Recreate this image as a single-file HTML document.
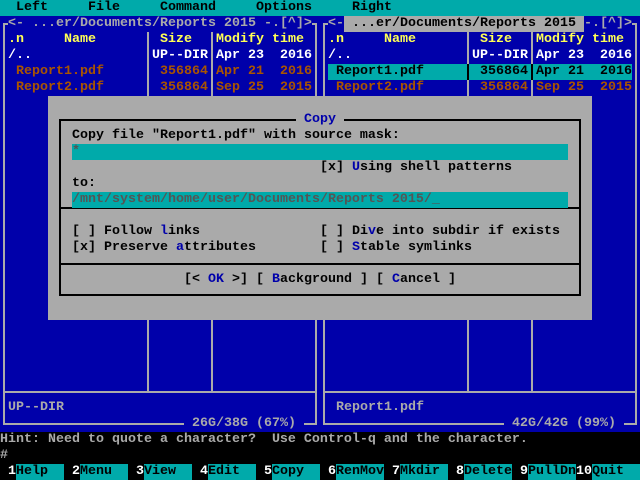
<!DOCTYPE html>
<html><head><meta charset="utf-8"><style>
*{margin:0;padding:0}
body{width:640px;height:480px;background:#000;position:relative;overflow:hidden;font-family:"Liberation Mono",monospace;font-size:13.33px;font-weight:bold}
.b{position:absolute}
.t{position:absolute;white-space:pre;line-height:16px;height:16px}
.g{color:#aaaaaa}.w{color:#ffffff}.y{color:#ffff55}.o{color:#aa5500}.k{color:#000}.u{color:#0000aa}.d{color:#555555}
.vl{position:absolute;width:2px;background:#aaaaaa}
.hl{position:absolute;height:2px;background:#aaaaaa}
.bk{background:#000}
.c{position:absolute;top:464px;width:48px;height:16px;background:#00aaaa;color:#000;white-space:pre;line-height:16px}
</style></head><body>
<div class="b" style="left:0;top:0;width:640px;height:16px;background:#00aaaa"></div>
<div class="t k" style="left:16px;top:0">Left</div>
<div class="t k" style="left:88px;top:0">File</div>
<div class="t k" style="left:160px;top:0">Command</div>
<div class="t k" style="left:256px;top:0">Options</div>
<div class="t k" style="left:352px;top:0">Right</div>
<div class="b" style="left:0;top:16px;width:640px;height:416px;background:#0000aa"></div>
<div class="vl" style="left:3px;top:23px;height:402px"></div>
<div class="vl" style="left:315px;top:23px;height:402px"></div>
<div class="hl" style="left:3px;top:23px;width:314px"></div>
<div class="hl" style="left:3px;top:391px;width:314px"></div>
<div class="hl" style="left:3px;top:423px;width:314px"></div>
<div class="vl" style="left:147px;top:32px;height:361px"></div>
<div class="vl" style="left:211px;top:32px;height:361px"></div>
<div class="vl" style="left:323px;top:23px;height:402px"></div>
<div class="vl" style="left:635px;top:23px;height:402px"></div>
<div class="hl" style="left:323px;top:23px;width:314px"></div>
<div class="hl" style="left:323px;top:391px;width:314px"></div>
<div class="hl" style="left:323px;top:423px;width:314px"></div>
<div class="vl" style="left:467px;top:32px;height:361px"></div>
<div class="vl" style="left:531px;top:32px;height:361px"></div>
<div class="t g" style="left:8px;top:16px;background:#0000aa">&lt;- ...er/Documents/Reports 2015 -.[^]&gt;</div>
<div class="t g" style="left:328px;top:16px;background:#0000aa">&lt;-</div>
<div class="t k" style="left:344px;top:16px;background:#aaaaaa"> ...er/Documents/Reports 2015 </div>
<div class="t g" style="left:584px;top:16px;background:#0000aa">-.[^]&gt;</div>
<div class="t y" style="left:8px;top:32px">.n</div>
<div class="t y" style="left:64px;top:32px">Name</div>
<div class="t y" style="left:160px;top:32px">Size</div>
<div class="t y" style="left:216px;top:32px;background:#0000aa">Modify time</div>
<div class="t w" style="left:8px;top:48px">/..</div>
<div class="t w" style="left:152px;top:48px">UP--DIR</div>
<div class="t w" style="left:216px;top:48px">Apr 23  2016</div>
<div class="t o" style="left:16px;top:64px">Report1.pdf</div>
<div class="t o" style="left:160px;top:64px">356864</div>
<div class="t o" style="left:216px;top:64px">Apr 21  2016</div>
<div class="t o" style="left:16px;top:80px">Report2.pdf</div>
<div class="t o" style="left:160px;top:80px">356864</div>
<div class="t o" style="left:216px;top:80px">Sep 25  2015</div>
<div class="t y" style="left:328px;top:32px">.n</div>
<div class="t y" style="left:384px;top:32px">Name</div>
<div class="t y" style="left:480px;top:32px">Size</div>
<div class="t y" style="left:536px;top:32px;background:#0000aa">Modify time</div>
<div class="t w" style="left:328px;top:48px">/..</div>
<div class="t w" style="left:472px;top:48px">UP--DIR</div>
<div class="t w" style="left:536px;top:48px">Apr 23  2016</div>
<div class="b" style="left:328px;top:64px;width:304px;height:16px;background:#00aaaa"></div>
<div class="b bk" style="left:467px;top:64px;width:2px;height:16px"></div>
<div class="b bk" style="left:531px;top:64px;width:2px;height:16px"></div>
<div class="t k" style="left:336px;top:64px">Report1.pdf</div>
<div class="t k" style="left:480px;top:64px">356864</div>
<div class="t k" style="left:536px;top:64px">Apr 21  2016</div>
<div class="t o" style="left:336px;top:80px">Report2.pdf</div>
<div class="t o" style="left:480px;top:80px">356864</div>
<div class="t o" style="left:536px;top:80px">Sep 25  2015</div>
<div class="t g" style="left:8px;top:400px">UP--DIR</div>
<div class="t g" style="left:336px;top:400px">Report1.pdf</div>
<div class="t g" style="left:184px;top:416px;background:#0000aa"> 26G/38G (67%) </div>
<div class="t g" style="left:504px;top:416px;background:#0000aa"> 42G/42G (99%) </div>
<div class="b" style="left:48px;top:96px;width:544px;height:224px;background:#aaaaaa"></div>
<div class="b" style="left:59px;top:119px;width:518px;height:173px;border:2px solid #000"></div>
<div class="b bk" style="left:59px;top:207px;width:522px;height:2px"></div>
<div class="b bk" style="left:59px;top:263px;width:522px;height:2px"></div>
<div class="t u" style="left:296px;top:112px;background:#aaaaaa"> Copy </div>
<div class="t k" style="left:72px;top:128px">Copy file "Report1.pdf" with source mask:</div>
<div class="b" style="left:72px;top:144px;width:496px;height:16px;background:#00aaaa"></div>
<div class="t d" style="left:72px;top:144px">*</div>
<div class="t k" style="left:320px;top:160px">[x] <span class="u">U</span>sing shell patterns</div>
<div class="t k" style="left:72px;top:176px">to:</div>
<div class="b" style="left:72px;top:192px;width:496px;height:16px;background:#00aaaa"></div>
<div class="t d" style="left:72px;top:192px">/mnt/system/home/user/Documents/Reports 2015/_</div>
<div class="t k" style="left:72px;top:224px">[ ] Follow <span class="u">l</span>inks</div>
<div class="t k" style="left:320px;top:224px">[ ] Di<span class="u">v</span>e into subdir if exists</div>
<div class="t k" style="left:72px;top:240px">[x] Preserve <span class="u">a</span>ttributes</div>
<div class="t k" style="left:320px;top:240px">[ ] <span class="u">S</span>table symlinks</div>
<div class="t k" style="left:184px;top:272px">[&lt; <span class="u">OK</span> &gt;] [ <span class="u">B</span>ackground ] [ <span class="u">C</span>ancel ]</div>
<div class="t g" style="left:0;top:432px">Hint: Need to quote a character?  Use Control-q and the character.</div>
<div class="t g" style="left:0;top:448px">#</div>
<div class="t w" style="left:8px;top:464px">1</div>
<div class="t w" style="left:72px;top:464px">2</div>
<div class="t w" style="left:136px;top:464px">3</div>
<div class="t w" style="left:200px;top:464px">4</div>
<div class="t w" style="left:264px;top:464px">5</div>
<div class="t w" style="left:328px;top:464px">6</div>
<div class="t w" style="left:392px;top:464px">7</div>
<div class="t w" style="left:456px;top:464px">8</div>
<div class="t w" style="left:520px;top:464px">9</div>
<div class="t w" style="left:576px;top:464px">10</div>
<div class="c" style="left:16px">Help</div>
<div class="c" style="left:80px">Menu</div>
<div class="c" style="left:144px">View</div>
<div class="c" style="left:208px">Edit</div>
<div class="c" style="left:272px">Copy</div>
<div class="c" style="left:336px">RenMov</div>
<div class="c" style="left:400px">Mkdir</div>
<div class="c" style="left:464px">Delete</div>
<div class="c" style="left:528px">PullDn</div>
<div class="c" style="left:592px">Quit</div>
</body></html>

WORK REQUIRED: Quote the preceding listing precisely and completely, omitting its images.

THE COMPLETED TASK:
Recreate this image as a single-file HTML document.
<!DOCTYPE html>
<html><head><meta charset="utf-8"><style>
*{margin:0;padding:0}
body{width:640px;height:480px;background:#000;position:relative;overflow:hidden;font-family:"Liberation Mono",monospace;font-size:13.33px;font-weight:bold}
.b{position:absolute}
.t{position:absolute;white-space:pre;line-height:16px;height:16px}
.g{color:#aaaaaa}.w{color:#ffffff}.y{color:#ffff55}.o{color:#aa5500}.k{color:#000}.u{color:#0000aa}.d{color:#555555}
.vl{position:absolute;width:2px;background:#aaaaaa}
.hl{position:absolute;height:2px;background:#aaaaaa}
.bk{background:#000}
.c{position:absolute;top:464px;width:48px;height:16px;background:#00aaaa;color:#000;white-space:pre;line-height:16px}
</style></head><body>
<div class="b" style="left:0;top:0;width:640px;height:16px;background:#00aaaa"></div>
<div class="t k" style="left:16px;top:0">Left</div>
<div class="t k" style="left:88px;top:0">File</div>
<div class="t k" style="left:160px;top:0">Command</div>
<div class="t k" style="left:256px;top:0">Options</div>
<div class="t k" style="left:352px;top:0">Right</div>
<div class="b" style="left:0;top:16px;width:640px;height:416px;background:#0000aa"></div>
<div class="vl" style="left:3px;top:23px;height:402px"></div>
<div class="vl" style="left:315px;top:23px;height:402px"></div>
<div class="hl" style="left:3px;top:23px;width:314px"></div>
<div class="hl" style="left:3px;top:391px;width:314px"></div>
<div class="hl" style="left:3px;top:423px;width:314px"></div>
<div class="vl" style="left:147px;top:32px;height:361px"></div>
<div class="vl" style="left:211px;top:32px;height:361px"></div>
<div class="vl" style="left:323px;top:23px;height:402px"></div>
<div class="vl" style="left:635px;top:23px;height:402px"></div>
<div class="hl" style="left:323px;top:23px;width:314px"></div>
<div class="hl" style="left:323px;top:391px;width:314px"></div>
<div class="hl" style="left:323px;top:423px;width:314px"></div>
<div class="vl" style="left:467px;top:32px;height:361px"></div>
<div class="vl" style="left:531px;top:32px;height:361px"></div>
<div class="t g" style="left:8px;top:16px;background:#0000aa">&lt;- ...er/Documents/Reports 2015 -.[^]&gt;</div>
<div class="t g" style="left:328px;top:16px;background:#0000aa">&lt;-</div>
<div class="t k" style="left:344px;top:16px;background:#aaaaaa"> ...er/Documents/Reports 2015 </div>
<div class="t g" style="left:584px;top:16px;background:#0000aa">-.[^]&gt;</div>
<div class="t y" style="left:8px;top:32px">.n</div>
<div class="t y" style="left:64px;top:32px">Name</div>
<div class="t y" style="left:160px;top:32px">Size</div>
<div class="t y" style="left:216px;top:32px;background:#0000aa">Modify time</div>
<div class="t w" style="left:8px;top:48px">/..</div>
<div class="t w" style="left:152px;top:48px">UP--DIR</div>
<div class="t w" style="left:216px;top:48px">Apr 23  2016</div>
<div class="t o" style="left:16px;top:64px">Report1.pdf</div>
<div class="t o" style="left:160px;top:64px">356864</div>
<div class="t o" style="left:216px;top:64px">Apr 21  2016</div>
<div class="t o" style="left:16px;top:80px">Report2.pdf</div>
<div class="t o" style="left:160px;top:80px">356864</div>
<div class="t o" style="left:216px;top:80px">Sep 25  2015</div>
<div class="t y" style="left:328px;top:32px">.n</div>
<div class="t y" style="left:384px;top:32px">Name</div>
<div class="t y" style="left:480px;top:32px">Size</div>
<div class="t y" style="left:536px;top:32px;background:#0000aa">Modify time</div>
<div class="t w" style="left:328px;top:48px">/..</div>
<div class="t w" style="left:472px;top:48px">UP--DIR</div>
<div class="t w" style="left:536px;top:48px">Apr 23  2016</div>
<div class="b" style="left:328px;top:64px;width:304px;height:16px;background:#00aaaa"></div>
<div class="b bk" style="left:467px;top:64px;width:2px;height:16px"></div>
<div class="b bk" style="left:531px;top:64px;width:2px;height:16px"></div>
<div class="t k" style="left:336px;top:64px">Report1.pdf</div>
<div class="t k" style="left:480px;top:64px">356864</div>
<div class="t k" style="left:536px;top:64px">Apr 21  2016</div>
<div class="t o" style="left:336px;top:80px">Report2.pdf</div>
<div class="t o" style="left:480px;top:80px">356864</div>
<div class="t o" style="left:536px;top:80px">Sep 25  2015</div>
<div class="t g" style="left:8px;top:400px">UP--DIR</div>
<div class="t g" style="left:336px;top:400px">Report1.pdf</div>
<div class="t g" style="left:184px;top:416px;background:#0000aa"> 26G/38G (67%) </div>
<div class="t g" style="left:504px;top:416px;background:#0000aa"> 42G/42G (99%) </div>
<div class="b" style="left:48px;top:96px;width:544px;height:224px;background:#aaaaaa"></div>
<div class="b" style="left:59px;top:119px;width:518px;height:173px;border:2px solid #000"></div>
<div class="b bk" style="left:59px;top:207px;width:522px;height:2px"></div>
<div class="b bk" style="left:59px;top:263px;width:522px;height:2px"></div>
<div class="t u" style="left:296px;top:112px;background:#aaaaaa"> Copy </div>
<div class="t k" style="left:72px;top:128px">Copy file "Report1.pdf" with source mask:</div>
<div class="b" style="left:72px;top:144px;width:496px;height:16px;background:#00aaaa"></div>
<div class="t d" style="left:72px;top:144px">*</div>
<div class="t k" style="left:320px;top:160px">[x] <span class="u">U</span>sing shell patterns</div>
<div class="t k" style="left:72px;top:176px">to:</div>
<div class="b" style="left:72px;top:192px;width:496px;height:16px;background:#00aaaa"></div>
<div class="t d" style="left:72px;top:192px">/mnt/system/home/user/Documents/Reports 2015/_</div>
<div class="t k" style="left:72px;top:224px">[ ] Follow <span class="u">l</span>inks</div>
<div class="t k" style="left:320px;top:224px">[ ] Di<span class="u">v</span>e into subdir if exists</div>
<div class="t k" style="left:72px;top:240px">[x] Preserve <span class="u">a</span>ttributes</div>
<div class="t k" style="left:320px;top:240px">[ ] <span class="u">S</span>table symlinks</div>
<div class="t k" style="left:184px;top:272px">[&lt; <span class="u">OK</span> &gt;] [ <span class="u">B</span>ackground ] [ <span class="u">C</span>ancel ]</div>
<div class="t g" style="left:0;top:432px">Hint: Need to quote a character?  Use Control-q and the character.</div>
<div class="t g" style="left:0;top:448px">#</div>
<div class="t w" style="left:8px;top:464px">1</div>
<div class="t w" style="left:72px;top:464px">2</div>
<div class="t w" style="left:136px;top:464px">3</div>
<div class="t w" style="left:200px;top:464px">4</div>
<div class="t w" style="left:264px;top:464px">5</div>
<div class="t w" style="left:328px;top:464px">6</div>
<div class="t w" style="left:392px;top:464px">7</div>
<div class="t w" style="left:456px;top:464px">8</div>
<div class="t w" style="left:520px;top:464px">9</div>
<div class="t w" style="left:576px;top:464px">10</div>
<div class="c" style="left:16px">Help</div>
<div class="c" style="left:80px">Menu</div>
<div class="c" style="left:144px">View</div>
<div class="c" style="left:208px">Edit</div>
<div class="c" style="left:272px">Copy</div>
<div class="c" style="left:336px">RenMov</div>
<div class="c" style="left:400px">Mkdir</div>
<div class="c" style="left:464px">Delete</div>
<div class="c" style="left:528px">PullDn</div>
<div class="c" style="left:592px">Quit</div>
</body></html>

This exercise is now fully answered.